**EXERCISE**
Quote the listing below in its entirety, omitting every image.

Records with interface code
- - - - -

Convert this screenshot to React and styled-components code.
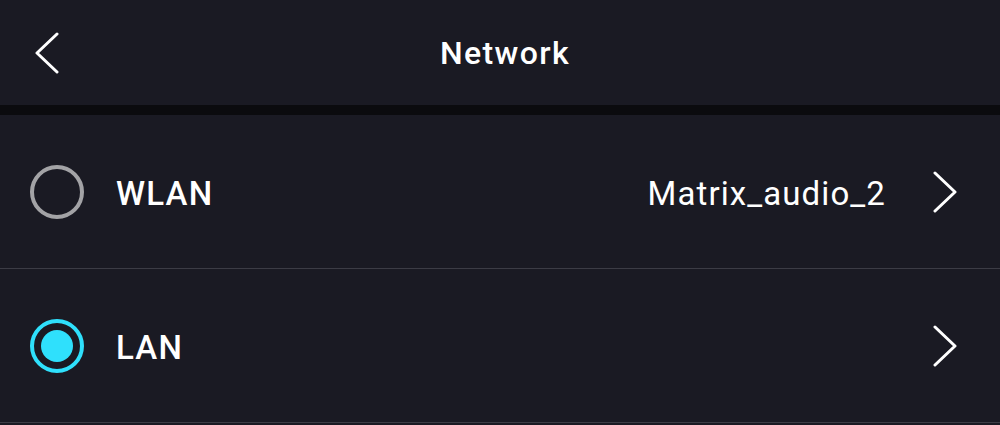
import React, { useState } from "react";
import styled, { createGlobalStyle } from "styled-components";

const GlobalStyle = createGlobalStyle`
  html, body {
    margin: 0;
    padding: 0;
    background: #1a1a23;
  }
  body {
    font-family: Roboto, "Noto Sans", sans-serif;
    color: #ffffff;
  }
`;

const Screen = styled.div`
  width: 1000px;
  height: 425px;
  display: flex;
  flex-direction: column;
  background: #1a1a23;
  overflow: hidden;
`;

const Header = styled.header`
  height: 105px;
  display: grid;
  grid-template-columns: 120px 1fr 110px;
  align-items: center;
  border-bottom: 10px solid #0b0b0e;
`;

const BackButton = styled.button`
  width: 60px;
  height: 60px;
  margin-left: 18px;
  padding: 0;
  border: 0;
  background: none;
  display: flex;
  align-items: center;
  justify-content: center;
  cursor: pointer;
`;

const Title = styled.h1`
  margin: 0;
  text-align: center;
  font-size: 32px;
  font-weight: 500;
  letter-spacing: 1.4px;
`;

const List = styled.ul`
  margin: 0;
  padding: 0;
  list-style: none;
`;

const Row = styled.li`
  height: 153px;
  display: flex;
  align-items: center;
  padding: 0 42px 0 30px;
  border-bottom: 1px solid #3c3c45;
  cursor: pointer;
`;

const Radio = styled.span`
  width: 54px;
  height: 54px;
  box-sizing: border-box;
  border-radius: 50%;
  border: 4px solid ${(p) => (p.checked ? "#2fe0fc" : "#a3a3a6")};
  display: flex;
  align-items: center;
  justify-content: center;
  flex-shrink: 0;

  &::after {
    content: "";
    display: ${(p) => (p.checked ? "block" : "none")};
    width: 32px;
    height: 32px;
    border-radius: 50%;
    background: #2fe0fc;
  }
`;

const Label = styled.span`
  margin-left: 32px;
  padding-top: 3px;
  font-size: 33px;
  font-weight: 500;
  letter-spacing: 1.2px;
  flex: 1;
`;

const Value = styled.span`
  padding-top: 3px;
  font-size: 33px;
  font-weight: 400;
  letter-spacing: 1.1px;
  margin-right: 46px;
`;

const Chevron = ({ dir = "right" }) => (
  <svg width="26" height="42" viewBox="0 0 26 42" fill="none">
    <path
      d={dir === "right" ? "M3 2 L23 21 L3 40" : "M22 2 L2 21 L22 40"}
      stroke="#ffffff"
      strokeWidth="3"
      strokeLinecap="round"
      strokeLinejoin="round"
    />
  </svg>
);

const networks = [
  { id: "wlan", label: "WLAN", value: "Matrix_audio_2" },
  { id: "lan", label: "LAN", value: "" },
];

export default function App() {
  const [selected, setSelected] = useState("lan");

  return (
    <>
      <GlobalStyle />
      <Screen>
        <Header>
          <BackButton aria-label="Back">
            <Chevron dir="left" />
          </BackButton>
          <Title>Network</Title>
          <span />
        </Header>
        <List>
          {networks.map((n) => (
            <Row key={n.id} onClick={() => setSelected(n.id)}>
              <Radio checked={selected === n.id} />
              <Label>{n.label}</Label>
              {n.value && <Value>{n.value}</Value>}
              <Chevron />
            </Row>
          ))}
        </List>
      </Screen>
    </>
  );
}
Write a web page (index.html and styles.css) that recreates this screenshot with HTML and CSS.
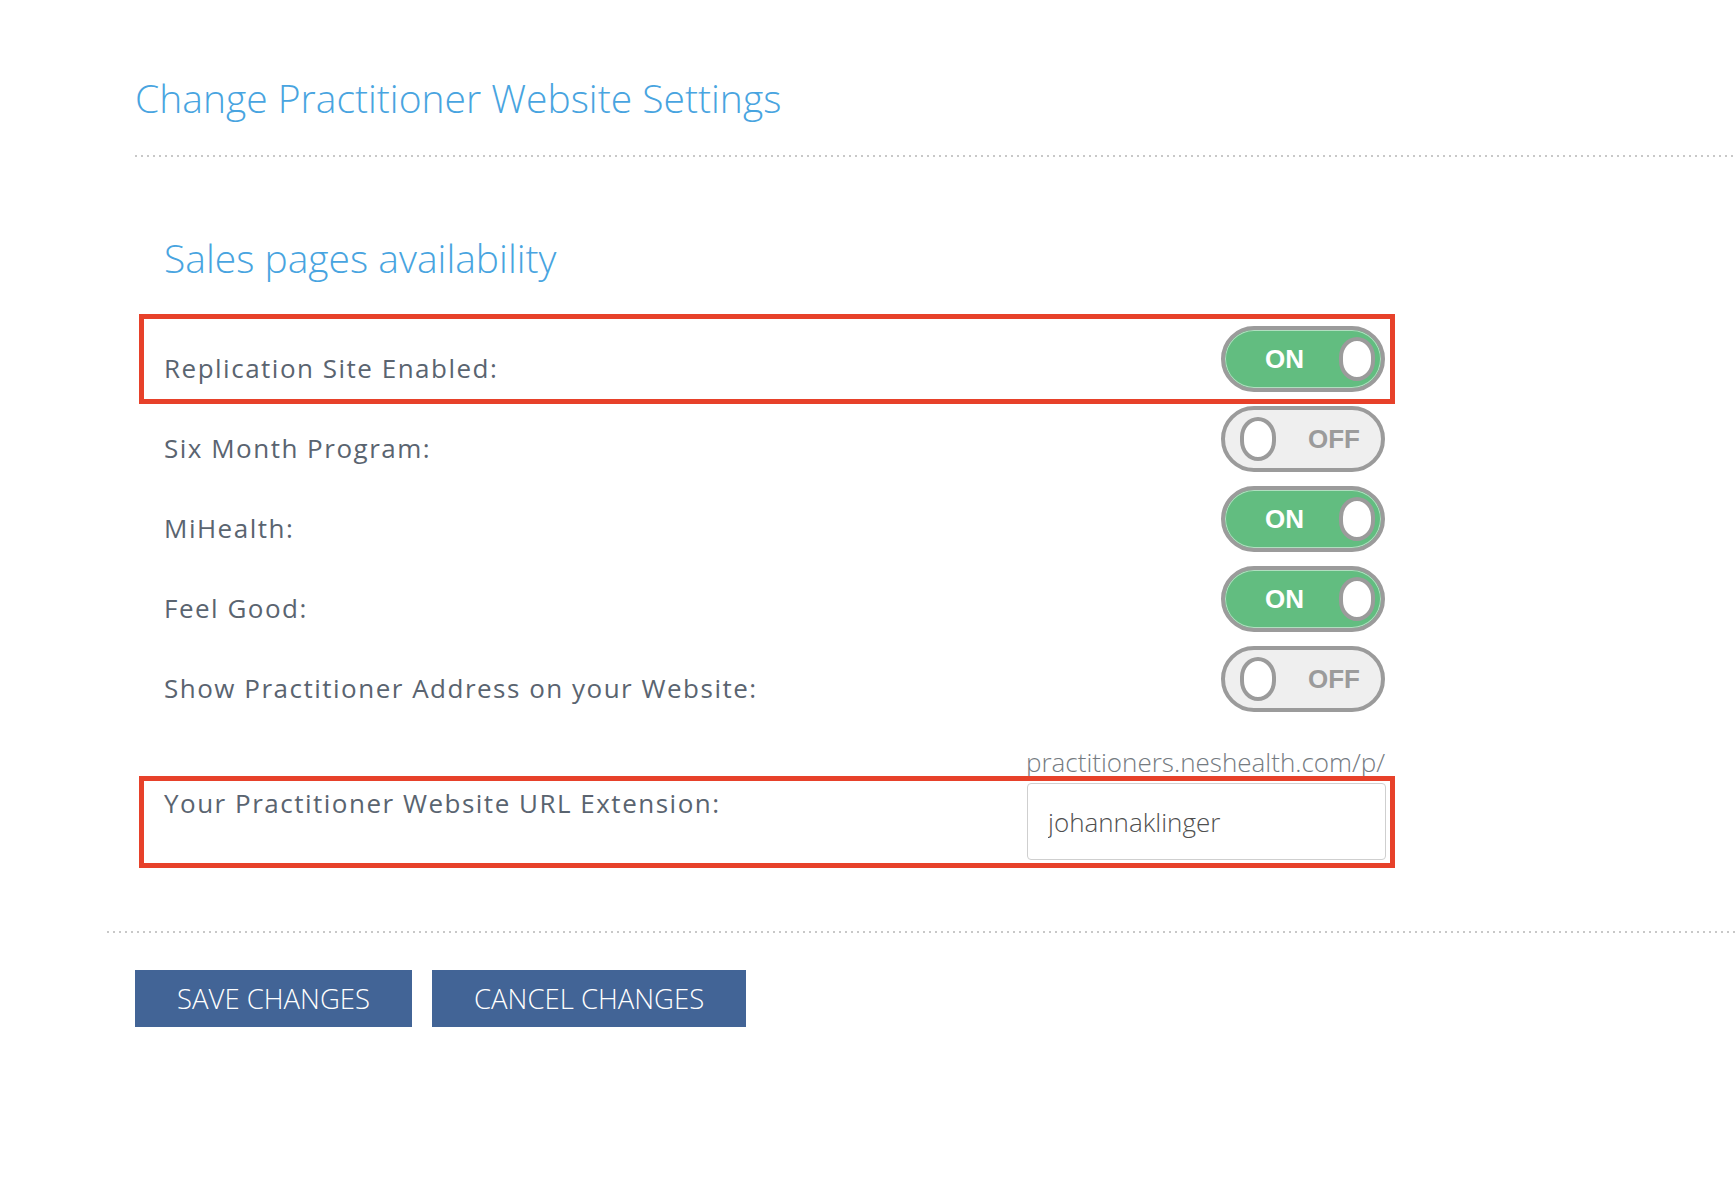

- - - - -

**TASK OUTPUT**
Convert this screenshot to React and styled-components code.
import React, { useState } from "react";
import styled, { createGlobalStyle } from "styled-components";

const GlobalStyle = createGlobalStyle`
  html, body {
    margin: 0;
    padding: 0;
    background: #1a1a23;
  }
  body {
    font-family: Roboto, "Noto Sans", sans-serif;
    color: #ffffff;
  }
`;

const Screen = styled.div`
  width: 1000px;
  height: 425px;
  display: flex;
  flex-direction: column;
  background: #1a1a23;
  overflow: hidden;
`;

const Header = styled.header`
  height: 105px;
  display: grid;
  grid-template-columns: 120px 1fr 110px;
  align-items: center;
  border-bottom: 10px solid #0b0b0e;
`;

const BackButton = styled.button`
  width: 60px;
  height: 60px;
  margin-left: 18px;
  padding: 0;
  border: 0;
  background: none;
  display: flex;
  align-items: center;
  justify-content: center;
  cursor: pointer;
`;

const Title = styled.h1`
  margin: 0;
  text-align: center;
  font-size: 32px;
  font-weight: 500;
  letter-spacing: 1.4px;
`;

const List = styled.ul`
  margin: 0;
  padding: 0;
  list-style: none;
`;

const Row = styled.li`
  height: 153px;
  display: flex;
  align-items: center;
  padding: 0 42px 0 30px;
  border-bottom: 1px solid #3c3c45;
  cursor: pointer;
`;

const Radio = styled.span`
  width: 54px;
  height: 54px;
  box-sizing: border-box;
  border-radius: 50%;
  border: 4px solid ${(p) => (p.checked ? "#2fe0fc" : "#a3a3a6")};
  display: flex;
  align-items: center;
  justify-content: center;
  flex-shrink: 0;

  &::after {
    content: "";
    display: ${(p) => (p.checked ? "block" : "none")};
    width: 32px;
    height: 32px;
    border-radius: 50%;
    background: #2fe0fc;
  }
`;

const Label = styled.span`
  margin-left: 32px;
  padding-top: 3px;
  font-size: 33px;
  font-weight: 500;
  letter-spacing: 1.2px;
  flex: 1;
`;

const Value = styled.span`
  padding-top: 3px;
  font-size: 33px;
  font-weight: 400;
  letter-spacing: 1.1px;
  margin-right: 46px;
`;

const Chevron = ({ dir = "right" }) => (
  <svg width="26" height="42" viewBox="0 0 26 42" fill="none">
    <path
      d={dir === "right" ? "M3 2 L23 21 L3 40" : "M22 2 L2 21 L22 40"}
      stroke="#ffffff"
      strokeWidth="3"
      strokeLinecap="round"
      strokeLinejoin="round"
    />
  </svg>
);

const networks = [
  { id: "wlan", label: "WLAN", value: "Matrix_audio_2" },
  { id: "lan", label: "LAN", value: "" },
];

export default function App() {
  const [selected, setSelected] = useState("lan");

  return (
    <>
      <GlobalStyle />
      <Screen>
        <Header>
          <BackButton aria-label="Back">
            <Chevron dir="left" />
          </BackButton>
          <Title>Network</Title>
          <span />
        </Header>
        <List>
          {networks.map((n) => (
            <Row key={n.id} onClick={() => setSelected(n.id)}>
              <Radio checked={selected === n.id} />
              <Label>{n.label}</Label>
              {n.value && <Value>{n.value}</Value>}
              <Chevron />
            </Row>
          ))}
        </List>
      </Screen>
    </>
  );
}
Write a web page (index.html and styles.css) that recreates this screenshot with HTML and CSS.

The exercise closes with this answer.